LDV139

15 JEAN-PHILIPPE COLLARD After the publication of the first six volumes of transcriptions in 1916, the ‘BachBusoni Gesammelte Ausgabe’ was compiled in Leipzig in 1920 as a set of seven volumes sorted into different categories. The first two are Bearbeitungen (arrangements), the third Übertragungen (transcriptions), while the fourth is made up of Kompositionen und Nachdichtungen (compositions and reinterpretations). Das wohltemperierte Klavier, annotated and expanded with technical considerations on the modern piano, is the subject of the fifth and sixth volumes. The seventh (Nachträge) contains supplements to books I to IV. All the works selected here belong to volume III. These transcriptions span the years 1888 to 1900 and focus on some of Bach’s most celebrated works for organ. Several are clearly devoted to worship through the chorale — the congregational hymn of the Reformed tradition — while preludes, toccatas, and fugues are more evocative of the concert environment. Yet nothing can ever be so precisely categorised in the work of a musician so consistently devoted to the spiritual realm. The great Prelude and Fugue in E-flat major, BWV552, bears witness to this.
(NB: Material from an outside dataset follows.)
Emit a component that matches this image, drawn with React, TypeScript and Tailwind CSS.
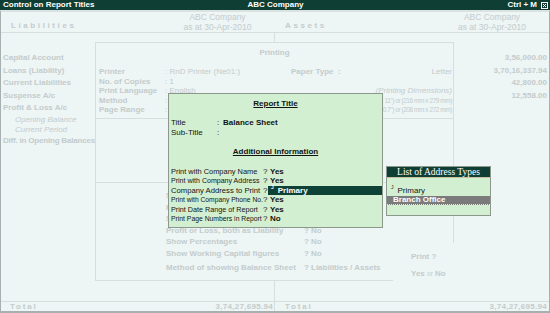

Its two parts frame the 1739 edition that forms the third part of the Clavierübung, which includes 21 chorale preludes or paraphrases and 4 duets, bringing the total number of pieces in the collection to 27 — that is, 3³. A symbolic number that can be linked to the three flats in the key signature, the three thematic motifs of the prelude, and the three subjects of the fugue, all of which reflect the Trinitarian reference that runs throughout this liturgical volume.